──────── INFORMATION SUPPLIED ────────

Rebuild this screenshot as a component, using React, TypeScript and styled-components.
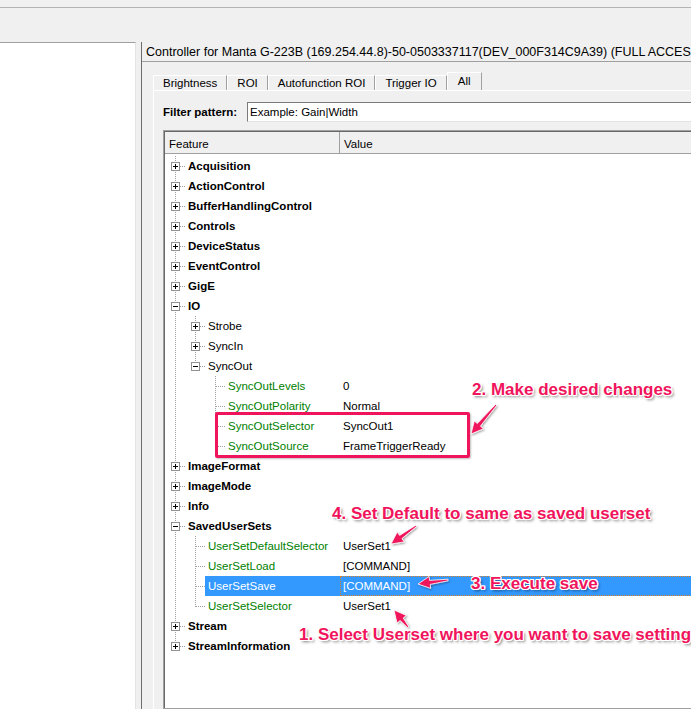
import React from 'react';
import styled, { createGlobalStyle, css } from 'styled-components';

const GlobalStyle = createGlobalStyle`
  html, body { margin: 0; padding: 0; background: #f0f0f0; overflow: hidden; }
  * { box-sizing: border-box; }
`;

const Window = styled.div`
  position: relative;
  width: 100vw;
  height: 100vh;
  overflow: hidden;
  display: flex;
  flex-direction: column;
  background: #f0f0f0;
  font-family: "Liberation Sans", Arial, sans-serif;
  font-size: 11.5px;
  color: #000;
`;

const TopStrip = styled.div`
  flex: none;
  height: 8px;
  border-bottom: 1px solid #b4b4b4;
`;

const Toolbar = styled.div`
  flex: none;
  height: 34px;
`;

const Main = styled.div`
  flex: 1;
  min-height: 0;
  display: flex;
`;

const LeftPane = styled.div`
  flex: none;
  width: 136px;
  background: #fff;
  border-top: 1px solid #a0a0a0;
  border-right: 1px solid #e3e3e3;
`;

const Splitter = styled.div`
  flex: none;
  width: 5px;
`;

const RightPane = styled.div`
  flex: 1;
  min-width: 0;
  overflow: hidden;
  display: flex;
  flex-direction: column;
  border-left: 1px solid #6d6d6d;
`;

const TitleBar = styled.div`
  flex: none;
  height: 20px;
  display: flex;
  align-items: center;
  padding-left: 4px;
  font-size: 12.5px;
  white-space: nowrap;
  border-bottom: 1px solid #a0a0a0;
`;

const TabStrip = styled.div`
  flex: none;
  display: flex;
  align-items: flex-end;
  height: 18px;
  margin: 10px 0 0 11px;
`;

const Tab = styled.div<{ $active?: boolean }>`
  display: flex;
  align-items: center;
  padding: 0 9px;
  white-space: nowrap;
  border-left: 1px solid #fff;
  border-top: 1px solid #fff;
  border-right: 1px solid #a0a0a0;
  height: 15px;
  ${(p) =>
    p.$active &&
    css`
      height: 18px;
      padding: 0 10px 2px;
      background: #f0f0f0;
    `}
`;

const TabPanel = styled.div`
  flex: 1;
  width: 560px;
  margin-left: 11px;
  display: flex;
  flex-direction: column;
  border-top: 1px solid #fff;
  border-left: 1px solid #fff;
  padding: 11px 0 0 9px;
`;

const FilterRow = styled.div`
  flex: none;
  display: flex;
  align-items: center;
  height: 20px;
`;

const FilterLabel = styled.label`
  flex: none;
  width: 84px;
  font-weight: bold;
`;

const FilterInput = styled.input`
  flex: 1;
  height: 20px;
  margin: 0;
  padding: 0 0 0 2px;
  font: inherit;
  color: #000;
  background: #fff;
  border-top: 1px solid #7a7a7a;
  border-left: 1px solid #7a7a7a;
  border-right: 1px solid #e3e3e3;
  border-bottom: 1px solid #e3e3e3;
  outline: none;
`;

const TreeView = styled.div`
  flex: 1;
  margin-top: 8px;
  border: 1px solid #a0a0a0;
  background: #fff;
  display: flex;
  flex-direction: column;
`;

const TreeInner = styled.div`
  flex: 1;
  border-top: 1px solid #696969;
  border-left: 1px solid #696969;
  display: flex;
  flex-direction: column;
`;

const Header = styled.div`
  flex: none;
  display: flex;
  height: 22px;
  background: #f0f0f0;
  border-bottom: 1px solid #a0a0a0;
`;

const HeaderCell = styled.div<{ $w?: number }>`
  display: flex;
  align-items: center;
  padding: 2px 0 0 4px;
  ${(p) => (p.$w ? css`width: ${p.$w}px; flex: none; border-right: 1px solid #a0a0a0;` : css`flex: 1;`)}
`;

const Body = styled.div`
  padding-top: 2px;
`;

const Row = styled.div`
  display: flex;
  height: 20px;
`;

const FeatureCell = styled.div`
  flex: none;
  width: 175px;
  display: flex;
  overflow: hidden;
  white-space: nowrap;
`;

const Label = styled.div<{ $variant: 'root' | 'group' | 'feature'; $selected?: boolean }>`
  flex: 1;
  min-width: 0;
  display: flex;
  align-items: center;
  padding: 0 3px;
  font-weight: ${(p) => (p.$variant === 'root' ? 'bold' : 'normal')};
  color: ${(p) => (p.$variant === 'feature' ? '#008000' : '#000')};
  ${(p) =>
    p.$selected &&
    css`
      background: #3399ff;
      color: #fff;
    `}
`;

const ValueCell = styled.div<{ $selected?: boolean }>`
  flex: 1;
  display: flex;
  align-items: center;
  padding-left: 3px;
  white-space: nowrap;
  ${(p) =>
    p.$selected &&
    css`
      background: #3399ff;
      color: #fff;
      outline: 1px dotted #d9822b;
      outline-offset: -1px;
    `}
`;

const Guides = styled.svg`
  flex: none;
  display: block;
`;

const Overlay = styled.svg`
  position: absolute;
  left: 0;
  top: 0;
  width: 100%;
  height: 100%;
  pointer-events: none;
`;

const HighlightBox = styled.div`
  position: absolute;
  left: 215px;
  top: 412px;
  width: 255px;
  height: 46px;
  border: 3px solid #f0145c;
  border-radius: 2px;
  box-shadow: 1px 1px 2px rgba(0, 0, 0, 0.25);
  pointer-events: none;
`;

const Note = styled.div<{ $x: number; $y: number }>`
  position: absolute;
  left: ${(p) => p.$x}px;
  top: ${(p) => p.$y}px;
  font-family: "Liberation Sans", Arial, sans-serif;
  font-weight: bold;
  font-size: 17px;
  line-height: 20px;
  white-space: nowrap;
  color: #f0145c;
  text-shadow: -1px -1px 0 #fff, 1px -1px 0 #fff, -1px 1px 0 #fff, 1px 1px 0 #fff, 0 -1px 0 #fff,
    0 1px 0 #fff, -1px 0 0 #fff, 1px 0 0 #fff, 2px 2px 3px rgba(0, 0, 0, 0.55);
`;

type TNode = {
  name: string;
  value?: string;
  collapsed?: boolean;
  children?: TNode[];
  selected?: boolean;
};

const tree: TNode[] = [
  { name: 'Acquisition', collapsed: true },
  { name: 'ActionControl', collapsed: true },
  { name: 'BufferHandlingControl', collapsed: true },
  { name: 'Controls', collapsed: true },
  { name: 'DeviceStatus', collapsed: true },
  { name: 'EventControl', collapsed: true },
  { name: 'GigE', collapsed: true },
  {
    name: 'IO',
    children: [
      { name: 'Strobe', collapsed: true },
      { name: 'SyncIn', collapsed: true },
      {
        name: 'SyncOut',
        children: [
          { name: 'SyncOutLevels', value: '0' },
          { name: 'SyncOutPolarity', value: 'Normal' },
          { name: 'SyncOutSelector', value: 'SyncOut1' },
          { name: 'SyncOutSource', value: 'FrameTriggerReady' },
        ],
      },
    ],
  },
  { name: 'ImageFormat', collapsed: true },
  { name: 'ImageMode', collapsed: true },
  { name: 'Info', collapsed: true },
  {
    name: 'SavedUserSets',
    children: [
      { name: 'UserSetDefaultSelector', value: 'UserSet1' },
      { name: 'UserSetLoad', value: '[COMMAND]' },
      { name: 'UserSetSave', value: '[COMMAND]', selected: true },
      { name: 'UserSetSelector', value: 'UserSet1' },
    ],
  },
  { name: 'Stream', collapsed: true },
  { name: 'StreamInformation', collapsed: true },
];

type FlatRow = { node: TNode; depth: number; ancestors: boolean[]; hasNext: boolean };

function flatten(nodes: TNode[], depth: number, ancestors: boolean[]): FlatRow[] {
  const out: FlatRow[] = [];
  nodes.forEach((node, i) => {
    const hasNext = i < nodes.length - 1;
    out.push({ node, depth, ancestors, hasNext });
    if (node.children) out.push(...flatten(node.children, depth + 1, [...ancestors, hasNext]));
  });
  return out;
}

const LINE = '#a0a0a0';

function TreeGuides({ row }: { row: FlatRow }) {
  const w = 20 * (row.depth + 1);
  const cx = 20 * row.depth + 10.5;
  const expandable = !!row.node.collapsed || !!row.node.children;
  return (
    <Guides width={w} height={20} shapeRendering="crispEdges">
      {row.ancestors.map((has, k) =>
        has ? (
          <line key={k} x1={20 * k + 10.5} y1={0} x2={20 * k + 10.5} y2={20} stroke={LINE} strokeDasharray="1 1" />
        ) : null
      )}
      <line x1={cx} y1={0} x2={cx} y2={row.hasNext ? 20 : 11} stroke={LINE} strokeDasharray="1 1" />
      <line x1={expandable ? cx + 4.5 : cx + 0.5} y1={10.5} x2={w} y2={10.5} stroke={LINE} strokeDasharray="1 1" />
      {expandable && (
        <g>
          <rect x={cx - 4} y={6.5} width={8} height={8} fill="#fff" stroke="#919191" />
          <line x1={cx - 2.5} y1={10.5} x2={cx + 2.5} y2={10.5} stroke="#000" />
          {row.node.collapsed && <line x1={cx} y1={8} x2={cx} y2={13} stroke="#000" />}
        </g>
      )}
    </Guides>
  );
}

function arrowPoints(x1: number, y1: number, x2: number, y2: number) {
  const dx = x2 - x1;
  const dy = y2 - y1;
  const L = Math.hypot(dx, dy);
  const ux = dx / L;
  const uy = dy / L;
  const px = -uy;
  const py = ux;
  const head = 12;
  const hw = 6;
  const tw = 0.8;
  const sw = 2;
  const bx = x2 - ux * head;
  const by = y2 - uy * head;
  const pts = [
    [x1 + px * tw, y1 + py * tw],
    [bx + px * sw, by + py * sw],
    [bx + px * hw, by + py * hw],
    [x2, y2],
    [bx - px * hw, by - py * hw],
    [bx - px * sw, by - py * sw],
    [x1 - px * tw, y1 - py * tw],
  ];
  return pts.map((p) => `${p[0].toFixed(1)},${p[1].toFixed(1)}`).join(' ');
}

const arrows: [number, number, number, number][] = [
  [496, 405, 471, 434],
  [416, 526, 391, 544],
  [448, 580, 418, 584],
  [408, 627, 394, 610],
];

export default function App() {
  const rows = flatten(tree, 0, []);
  return (
    <>
      <GlobalStyle />
      <Window>
        <TopStrip />
        <Toolbar />
        <Main>
          <LeftPane />
          <Splitter />
          <RightPane>
            <TitleBar>Controller for Manta G-223B (169.254.44.8)-50-0503337117(DEV_000F314C9A39) (FULL ACCESS)</TitleBar>
            <TabStrip>
              <Tab>Brightness</Tab>
              <Tab>ROI</Tab>
              <Tab>Autofunction ROI</Tab>
              <Tab>Trigger IO</Tab>
              <Tab $active>All</Tab>
            </TabStrip>
            <TabPanel>
              <FilterRow>
                <FilterLabel>Filter pattern:</FilterLabel>
                <FilterInput readOnly value="Example: Gain|Width" />
              </FilterRow>
              <TreeView>
                <TreeInner>
                  <Header>
                    <HeaderCell $w={175}>Feature</HeaderCell>
                    <HeaderCell>Value</HeaderCell>
                  </Header>
                  <Body>
                    {rows.map((r, i) => {
                      const variant: 'root' | 'group' | 'feature' =
                        r.depth === 0 ? 'root' : r.node.value !== undefined ? 'feature' : 'group';
                      return (
                        <Row key={i}>
                          <FeatureCell>
                            <TreeGuides row={r} />
                            <Label $variant={variant} $selected={r.node.selected}>
                              {r.node.name}
                            </Label>
                          </FeatureCell>
                          <ValueCell $selected={r.node.selected}>{r.node.value}</ValueCell>
                        </Row>
                      );
                    })}
                  </Body>
                </TreeInner>
              </TreeView>
            </TabPanel>
          </RightPane>
        </Main>

        <HighlightBox />
        <Overlay>
          <defs>
            <filter id="arrowShadow" x="-50%" y="-50%" width="200%" height="200%">
              <feDropShadow dx="1" dy="1" stdDeviation="1" floodColor="#000" floodOpacity="0.4" />
            </filter>
          </defs>
          {arrows.map((a, i) => (
            <polygon
              key={i}
              points={arrowPoints(a[0], a[1], a[2], a[3])}
              fill="#f0145c"
              stroke="#fff"
              strokeWidth={0.8}
              strokeLinejoin="round"
              filter="url(#arrowShadow)"
            />
          ))}
        </Overlay>
        <Note $x={472} $y={380}>2. Make desired changes</Note>
        <Note $x={332} $y={504}>4. Set Default to same as saved userset</Note>
        <Note $x={471} $y={574}>3. Execute save</Note>
        <Note $x={299} $y={625}>1. Select Userset where you want to save settings</Note>
      </Window>
    </>
  );
}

────────

*TASK*.
Copy out every line with the word "components".

*TASK ANSWER*.
Rebuild this screenshot as a component, using React, TypeScript and styled-components.
import styled, { createGlobalStyle, css } from 'styled-components';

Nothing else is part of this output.